FILE - Christian pilgrim worshippers from Nigeria pray in the Grotto of the Church of Nativity in the West Bank town of Bethlehem on Christmas Eve, Dec. 24, 2013.

Every year, thousands of Nigerians travel overseas on religious pilgrimages: Muslims head to Mecca, while Christians go to Jerusalem.

Under previous administrations, Nigeria’s federal governments paid for these pilgrimages. But the new administration of Muhammadu Buhari announced it will stop paying for these trips.

The government of Kaduna state in the country’s north will follow suit, spokesman Samuel Aruwan said.

“From now on, there will be nothing like sponsoring key government officials or even the general public to either go to Jerusalem or to go to Mecca," Aruwan said.

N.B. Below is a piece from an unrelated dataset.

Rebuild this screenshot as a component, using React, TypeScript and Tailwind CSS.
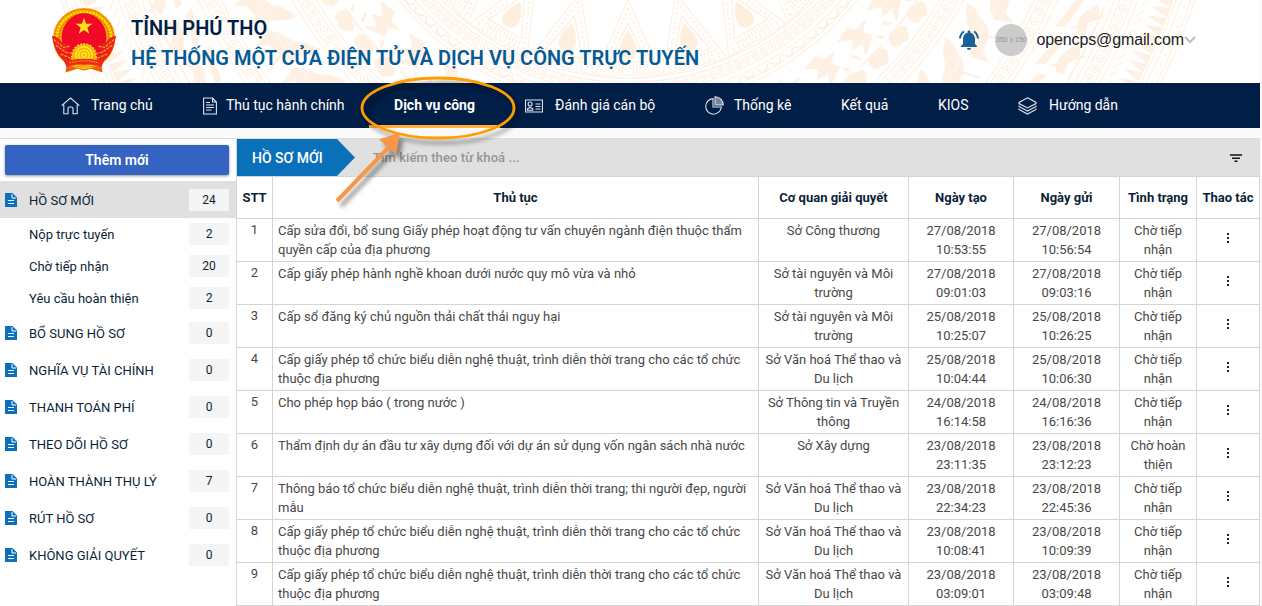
import React from "react";

const CX = 628;
const CY = -184;

function polar(r: number, deg: number): [number, number] {
  const a = (deg * Math.PI) / 180;
  return [CX + r * Math.sin(a), CY + r * Math.cos(a)];
}

function angles(step: number, max: number): number[] {
  const out: number[] = [];
  for (let a = -max; a <= max + 0.001; a += step) out.push(a);
  return out;
}

function Ring({ r, children, step, max = 74 }: { r: number; step: number; max?: number; children: React.ReactNode }) {
  return (
    <>
      {angles(step, max).map((a) => {
        const [x, y] = polar(r, a);
        if (y < -80 || y > 110) return null;
        return (
          <g key={a} transform={`translate(${x.toFixed(1)} ${y.toFixed(1)}) rotate(${(-a).toFixed(1)})`}>
            {children}
          </g>
        );
      })}
    </>
  );
}

function DrumPattern() {
  return (
    <svg className="absolute inset-0" width="1260" height="83" viewBox="0 0 1260 83" fill="none" stroke="#fef1e3" strokeWidth="1.2">
      {[262, 266, 277, 282, 290, 294, 362, 366, 378, 383, 446, 450, 462, 467, 520, 525, 537, 542, 578, 583, 592, 596].map((r) => (
        <circle key={r} cx={CX} cy={CY} r={r} />
      ))}
      <circle cx={CX} cy={CY} r="342" strokeWidth="2" strokeDasharray="30 12" />
      <Ring r={185} step={15} max={60}>
        <path d="M0 -2 L-33 74 H33 Z" />
        <path d="M0 8 L-27 71 H27 Z" strokeWidth="2.4" strokeDasharray="2 3" />
        <path d="M0 22 L-19 61 H19 Z" strokeWidth="1.5" />
        <path d="M0 30 C-12 48 -10 56 0 58 C10 56 12 48 0 30" fill="#feeedd" />
        <path d="M-20 66 H20" strokeWidth="6" strokeDasharray="1.5 2" />
      </Ring>
      <Ring r={271.5} step={2}>
        <circle r="3.4" />
        <circle r="1" />
      </Ring>
      <Ring r={286} step={3}>
        <path d="M-6 -2 L-2 3 H3 L7 -2" strokeWidth="2" />
      </Ring>
      <Ring r={322} step={8}>
        <path d="M-16 -14 L-4 -5 L-12 2 L0 4 L-7 15 L12 6 L7 -3 L17 -9 L4 -9 L0 -17 Z" fill="#fef1e3" />
        <path d="M14 10 L19 16 M-18 5 L-13 14" strokeWidth="3" />
      </Ring>
      <Ring r={350} step={5}>
        <path d="M-10 -5 C-14 2 -9 8 -3 5 C0 10 7 8 8 3 C14 1 10 -8 4 -6 C0 -11 -8 -10 -10 -5Z" fill="#fef1e3" strokeDasharray="2 1" />
      </Ring>
      <Ring r={372} step={1.6}>
        <circle r="3.6" />
        <circle r="1" />
      </Ring>
      <Ring r={414} step={6}>
        <path d="M-22 6 C-14 -8 -4 -4 2 -12 C8 -22 16 -22 20 -26 C22 -16 14 -12 13 -3 C10 8 -4 10 -12 10 L-18 22 M4 8 L10 24" fill="#fef1e3" strokeWidth="2.5" />
        <path d="M-18 0 C-8 0 4 2 12 -4" stroke="#fff" strokeDasharray="2 2" />
      </Ring>
      <Ring r={456} step={1.4}>
        <circle r="3.8" />
        <circle r="1.1" />
      </Ring>
      <Ring r={495} step={5}>
        <path d="M-18 -18 L16 -10 L18 -4 L-14 -10 Z M-16 4 C-4 -4 10 2 18 12 L8 16 C2 8 -6 8 -14 12 Z" fill="#fef1e3" />
        <path d="M-20 18 H20 M-14 -4 L12 22" strokeWidth="2" />
      </Ring>
      <Ring r={531} step={1.2}>
        <circle r="3.8" />
        <circle r="1.1" />
      </Ring>
      <Ring r={560} step={1}>
        <path d="M-4 15 L0 -2 L4 15 Z" fill="#fef1e3" />
        <path d="M-4 -14 L4 -8" />
      </Ring>
      <Ring r={588} step={1}>
        <circle r="0.8" />
      </Ring>
    </svg>
  );
}

function Emblem() {
  return (
    <svg width="68" height="68" viewBox="-1 -1.5 70 70" className="shrink-0">
      <path d="M17 50 L15 67 L27 63 L34 65 L41 63 L53 67 L51 50 Z" fill="#f25a12" />
      <ellipse cx="34" cy="32" rx="32" ry="31.5" fill="#f7a600" />
      <ellipse cx="34" cy="32" rx="30.5" ry="30" fill="none" stroke="#f04a10" strokeWidth="1" strokeDasharray="1.5 1.7" />
      <ellipse cx="34" cy="32" rx="28" ry="27.5" fill="none" stroke="#fff200" strokeWidth="2" strokeDasharray="2 1.4" />
      <ellipse cx="34" cy="32" rx="25.8" ry="25.4" fill="none" stroke="#e33a10" strokeWidth="1" strokeDasharray="2 1.5" />
      <ellipse cx="34" cy="31" rx="23" ry="25" fill="#f00a28" />
      <path d="M34 10.5 L36.1 16.7 H42.8 L37.4 20.6 L39.4 27 L34 23.2 L28.6 27 L30.6 20.6 L25.2 16.7 H31.9 Z" fill="#ffe21c" />
      <path d="M1 29 Q8 30 11 36 L21 39 L16 45 L22 50 L17 57 Q4 50 1 29Z M67 29 Q60 30 57 36 L47 39 L52 45 L46 50 L51 57 Q64 50 67 29Z" fill="#ee1c20" />
      <path d="M3 33 L13 41 L19 40 M5 39 L15 46 L21 47 M65 33 L55 41 L49 40 M63 39 L53 46 L47 47 M10 48 L20 52 M58 48 L48 52" stroke="#f9a51a" strokeWidth="1.3" fill="none" strokeDasharray="3 1" />
      <circle cx="34" cy="50" r="12.5" fill="#f9b010" stroke="#ffd91a" strokeWidth="1.6" strokeDasharray="2 1.4" />
      <g fill="none" stroke="#fff01f" strokeWidth="1.4">
        <circle cx="34" cy="49" r="8.5" />
        <circle cx="34" cy="49" r="5.4" />
        <circle cx="34" cy="49" r="2.3" />
      </g>
      <path d="M12 52 Q22 55 26 53 H42 Q46 55 56 52 L52 61 Q43 58 34 59 Q25 58 16 61 Z" fill="#ed2a18" />
      <path d="M19 57 Q34 53 49 57" stroke="#f59a18" strokeWidth="1.3" strokeDasharray="1.5 1" fill="none" />
      <path d="M25 61 H43" stroke="#f9a51a" strokeWidth="1.8" strokeDasharray="2 1" />
    </svg>
  );
}

const iconProps = {
  fill: "none",
  stroke: "#dfe5ef",
  strokeWidth: 1.1,
  className: "shrink-0",
};

const HomeIcon = () => (
  <svg width="19" height="18" viewBox="0 0 19 18" {...iconProps}>
    <path d="M0.6 8.6 L9.5 1 L18.4 8.6 M2.8 7.5 V16.7 H7 V11.5 Q7 10 8.5 10 H10.5 Q12 10 12 11.5 V16.7 H16.2 V7.5" />
  </svg>
);
const DocIcon = () => (
  <svg width="14" height="18" viewBox="0 0 14 18" {...iconProps}>
    <path d="M0.6 1 H9.5 L13.4 5 V17 H0.6 Z M9.5 1 V5 H13.4 M3 5.5 H7 M3 8 H11 M3 10.5 H11 M3 13 H8.5" />
  </svg>
);
const CardIcon = () => (
  <svg width="18" height="14" viewBox="0 0 18 14" {...iconProps}>
    <path d="M0.5 1 H17.5 V13 H0.5 Z M10.5 5 H15.5 M10.5 7.5 H15.5 M10.5 10 H15.5 M2.5 11.2 V9.8 L5 8.4 L7.8 9.8 V11.2 Z" />
    <circle cx="5.1" cy="5" r="2" />
  </svg>
);
const PieIcon = () => (
  <svg width="19" height="19" viewBox="0 0 19 19" {...iconProps}>
    <path d="M8 2.6 A7.8 7.8 0 1 0 16.3 11 H8 Z" />
    <path d="M10 0.8 A8 8 0 0 1 18.2 9 H10 Z" fill="#77849c" />
  </svg>
);
const LayersIcon = () => (
  <svg width="19" height="18" viewBox="0 0 19 18" {...iconProps}>
    <path d="M9.5 0.8 L18 5.4 V6.6 L9.5 11 L1 6.6 V5.4 Z M1 8.4 V9.4 L9.5 14 L18 9.4 V8.4 M1 11.4 V12.4 L9.5 17 L18 12.4 V11.4" />
  </svg>
);

const sidebar = [
  { label: "BỔ SUNG HỒ SƠ", count: 0 },
  { label: "NGHĨA VỤ TÀI CHÍNH", count: 0 },
  { label: "THANH TOÁN PHÍ", count: 0 },
  { label: "THEO DÕI HỒ SƠ", count: 0 },
  { label: "HOÀN THÀNH THỤ LÝ", count: 7 },
  { label: "RÚT HỒ SƠ", count: 0 },
  { label: "KHÔNG GIẢI QUYẾT", count: 0 },
];
const subItems = [
  { label: "Nộp trực tuyến", count: 2 },
  { label: "Chờ tiếp nhận", count: 20 },
  { label: "Yêu cầu hoàn thiện", count: 2 },
];

const FileIcon = () => (
  <svg width="12" height="14" viewBox="0 0 12 14" className="shrink-0">
    <path d="M0 0 H7.5 L12 4.5 V14 H0 Z" fill="#0b70ba" />
    <path d="M7 1 V5 H11" stroke="#fff" strokeWidth="1" fill="none" />
    <path d="M3 7.5 H9 M3 10.5 H9" stroke="#fff" strokeWidth="1.2" fill="none" />
  </svg>
);

function Count({ n }: { n: number }) {
  return (
    <span className="ml-auto flex h-[22px] w-10 items-center justify-center bg-[#f5f5f5] text-[12px] leading-[22px]">{n}</span>
  );
}

const perform = "Cấp giấy phép tổ chức biểu diễn nghệ thuật, trình diễn thời trang cho các tổ chức thuộc địa phương";
const culture = "Sở Văn hoá Thể thao và Du lịch";
const rows: string[][] = [
  ["Cấp sửa đổi, bổ sung Giấy phép hoạt động tư vấn chuyên ngành điện thuộc thẩm quyền cấp của địa phương", "Sở Công thương", "27/08/2018 10:53:55", "27/08/2018 10:56:54", "Chờ tiếp nhận"],
  ["Cấp giấy phép hành nghề khoan dưới nước quy mô vừa và nhỏ", "Sở tài nguyên và Môi trường", "27/08/2018 09:01:03", "27/08/2018 09:03:16", "Chờ tiếp nhận"],
  ["Cấp sổ đăng ký chủ nguồn thải chất thải nguy hại", "Sở tài nguyên và Môi trường", "25/08/2018 10:25:07", "25/08/2018 10:26:25", "Chờ tiếp nhận"],
  [perform, culture, "25/08/2018 10:04:44", "25/08/2018 10:06:30", "Chờ tiếp nhận"],
  ["Cho phép họp báo ( trong nước )", "Sở Thông tin và Truyền thông", "24/08/2018 16:14:58", "24/08/2018 16:16:36", "Chờ tiếp nhận"],
  ["Thẩm định dự án đầu tư xây dựng đối với dự án sử dụng vốn ngân sách nhà nước", "Sở Xây dựng", "23/08/2018 23:11:35", "23/08/2018 23:12:23", "Chờ hoàn thiện"],
  ["Thông báo tổ chức biểu diễn nghệ thuật, trình diễn thời trang; thi người đẹp, người mẫu", culture, "23/08/2018 22:34:23", "23/08/2018 22:45:36", "Chờ tiếp nhận"],
  [perform, culture, "23/08/2018 10:08:41", "23/08/2018 10:09:39", "Chờ tiếp nhận"],
  [perform, culture, "23/08/2018 03:09:01", "23/08/2018 03:09:48", "Chờ tiếp nhận"],
];
const heads = ["STT", "Thủ tục", "Cơ quan giải quyết", "Ngày tạo", "Ngày gửi", "Tình trạng", "Thao tác"];
const grid = "grid grid-cols-[36px_486px_150px_105px_106px_77px_63px]";
const cell = "border-l border-[#d4d4d4]";

export default function App() {
  return (
    <div className="relative h-[606px] w-[1262px] overflow-hidden bg-[#fafafa] font-['Roboto',sans-serif] text-[#0b1f38]">
      <div className="flex w-[1260px] flex-col">
        <header className="relative flex h-[83px] items-start overflow-hidden bg-white">
          <DrumPattern />
          <div className="relative flex w-full pt-[6px] pl-[50px]">
            <Emblem />
            <div className="ml-[13px] pt-[7px] text-[20px] leading-[30px] font-semibold">
              <div className="text-[#011e47]">TỈNH PHÚ THỌ</div>
              <div className="text-[#045a96]">HỆ THỐNG MỘT CỬA ĐIỆN TỬ VÀ DỊCH VỤ CÔNG TRỰC TUYẾN</div>
            </div>
            <div className="mt-[18px] mr-[64px] ml-auto flex h-8 items-center">
              <svg width="24" height="24" viewBox="0 0 24 24" fill="#17629b" className="mr-[14px]">
                <path d="M7.58 4.08 6.15 2.65C3.75 4.48 2.17 7.3 2.03 10.5h2c.15-2.65 1.51-4.97 3.55-6.42zm12.39 6.42h2c-.15-3.2-1.73-6.02-4.12-7.85l-1.42 1.43c2.02 1.45 3.39 3.77 3.54 6.42zM18 11c0-3.07-1.64-5.64-4.5-6.32V4c0-.83-.67-1.5-1.5-1.5s-1.5.67-1.5 1.5v.68C7.63 5.36 6 7.92 6 11v5l-2 2v1h16v-1l-2-2v-5zm-6 11c.14 0 .27-.01.4-.04.65-.14 1.18-.58 1.44-1.18.1-.24.15-.5.15-.78h-4c.01 1.1.9 2 2.01 2z" />
              </svg>
              <div className="flex size-8 items-center justify-center overflow-hidden rounded-full bg-[#ccc] font-['Liberation_Sans',sans-serif] text-[7px] whitespace-nowrap text-[#969696]">350 x 150</div>
              <span className="ml-[9px] font-['Liberation_Sans',sans-serif] text-[16px] tracking-[-0.12px] text-[#212121]">opencps@gmail.com</span>
              <svg width="12" height="8" viewBox="0 0 12 8" fill="none" stroke="#bcbcbc" strokeWidth="2"><path d="M1 1 L6 6 L11 1" /></svg>
            </div>
          </div>
        </header>

        <nav className="flex h-[45px] bg-[#011e47] pl-[61px] text-[14px] whitespace-nowrap text-white">
          <div className="flex w-[142px] items-center gap-[11px]"><HomeIcon />Trang chủ</div>
          <div className="flex w-[166px] items-center gap-[9px]"><DocIcon />Thủ tục hành chính</div>
          <div className="flex w-[131px] items-center justify-center border-b-[3px] border-[#ffb03c] pt-[3px] font-bold">Dịch vụ công</div>
          <div className="flex w-[205px] items-center gap-3 pl-[25px]"><CardIcon />Đánh giá cán bộ</div>
          <div className="flex w-[136px] items-center gap-[10px]"><PieIcon />Thống kê</div>
          <div className="flex w-[97px] items-center">Kết quả</div>
          <div className="flex w-[80px] items-center">KIOS</div>
          <div className="flex items-center gap-3"><LayersIcon />Hướng dẫn</div>
        </nav>

        <div className="h-[11px] border-b border-[#dcdcdc] bg-[#fafafa]" />

        <div className="flex h-[467px]">
          <aside className="w-[236px] shrink-0 bg-white text-[13px]">
            <div className="pt-[6px] pr-[7px] pb-[6px] pl-[5px]">
              <button className="h-[30px] w-full rounded-[2px] bg-[#3563c1] text-[14px] font-semibold text-white shadow-[0_1px_3px_rgba(0,0,0,0.45)]">Thêm mới</button>
            </div>
            <div className="flex h-[37px] items-center bg-[#e0e0e0] pt-px pr-[7px] pl-[5px]">
              <FileIcon /><span className="ml-3 pt-px">HỒ SƠ MỚI</span><Count n={24} />
            </div>
            {subItems.map((s) => (
              <div key={s.label} className="flex h-8 items-center pr-[7px] pl-[29px]">
                <span className="pt-px">{s.label}</span><Count n={s.count} />
              </div>
            ))}
            {sidebar.map((s) => (
              <div key={s.label} className="flex h-[37px] items-center pt-px pr-[7px] pl-[5px]">
                <FileIcon /><span className="ml-3 pt-px">{s.label}</span><Count n={s.count} />
              </div>
            ))}
          </aside>

          <main className="flex-1 bg-white">
            <div className="flex h-[37px] items-center border-l border-[#d4d4d4] bg-[#e0e0e0]">
              <div className="flex h-full w-[118px] items-center bg-[#0b70ba] pt-[2px] pl-[15px] text-[14px] font-medium text-white [clip-path:polygon(0_0,100px_0,118px_50%,100px_100%,0_100%)]">HỒ SƠ MỚI</div>
              <span className="ml-[18px] text-[13px] font-medium tracking-[0.08px] text-[#959595]">Tìm kiếm theo từ khoá ...</span>
              <svg width="12" height="8" viewBox="0 0 12 8" className="mr-[18px] ml-auto" stroke="#111" strokeWidth="1.6"><path d="M0 1 H12 M2 4.2 H10 M4.5 7.2 H7.5" /></svg>
            </div>
            <div className="w-[1024px] border-r border-[#d4d4d4]">
              <div className={`${grid} h-[43px] border-y border-[#d4d4d4] text-[13px] font-bold`}>
                {heads.map((h) => (
                  <div key={h} className={`${cell} flex items-center justify-center whitespace-nowrap`}>{h}</div>
                ))}
              </div>
              {rows.map((r, i) => (
                <div key={i} className={`${grid} h-[43px] border-b border-[#d4d4d4] text-[13px] leading-[19px] text-[#484848]`}>
                  <div className={`${cell} pt-px text-center`}>{i + 1}</div>
                  <div className={`${cell} pt-[2px] pr-[8px] pl-[5px]`}>{r[0]}</div>
                  <div className={`${cell} px-[5px] pt-[2px] text-center`}>{r[1]}</div>
                  <div className={`${cell} px-[15px] pt-[2px] text-center`}>{r[2]}</div>
                  <div className={`${cell} px-[15px] pt-[2px] text-center`}>{r[3]}</div>
                  <div className={`${cell} px-[5px] pt-[2px] text-center`}>{r[4]}</div>
                  <div className={`${cell} flex flex-col items-center justify-center gap-[2px] pb-[4px]`}>
                    <i className="size-[2px] bg-[#222]" /><i className="size-[2px] bg-[#222]" /><i className="size-[2px] bg-[#222]" />
                  </div>
                </div>
              ))}
            </div>
          </main>
        </div>
      </div>

      <svg className="pointer-events-none absolute top-[60px] left-[320px] [filter:drop-shadow(4px_5px_2px_rgba(0,0,0,0.4))]" width="220" height="160" viewBox="320 60 220 160">
        <ellipse cx="438" cy="108" rx="76" ry="30" fill="none" stroke="#ff9c00" strokeWidth="2.8" />
        <path d="M337 201 L389 147" stroke="#f79646" strokeWidth="4" />
        <path d="M400 132.5 L379 139.5 L396 154.5 Z" fill="#f79646" />
      </svg>
    </div>
  );
}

The pilgrims are not being entirely cut off.

Some aid allowed

Federal government spokesman Femi Adesina said pilgrims will be allowed to buy foreign currency at a preferential exchange rate, while Aruwan said Kaduna will send people to help pilgrims with safety and logistics.

While some have lauded the move as a cost-saving measure, the move has rattled some in Nigeria, where prayer and displays of devotion are important parts of public life.

Yohanna Buru, the general overseer of a church in Kaduna, said, “It is the duty of the government, at least, to give that support to those who really would have remained necessary to them. Because that’ll increase their faith, that’ll also help them to pray for this nation, that will help them to pray for the unity of this country, and for the success of every governor that comes on.”

But others, like Kaduna resident Zayyad Aliyu, said they never benefited from the money allocated for these pilgrimages. Aliyu said the government should spend its money elsewhere.

“All this type of extra spending is not going for the masses. It’s more for the wealthiest," he said.

Nigeria, Africa’s most populous country, has a population of about 173 million, which is nearly equally divided between Muslims and Christians.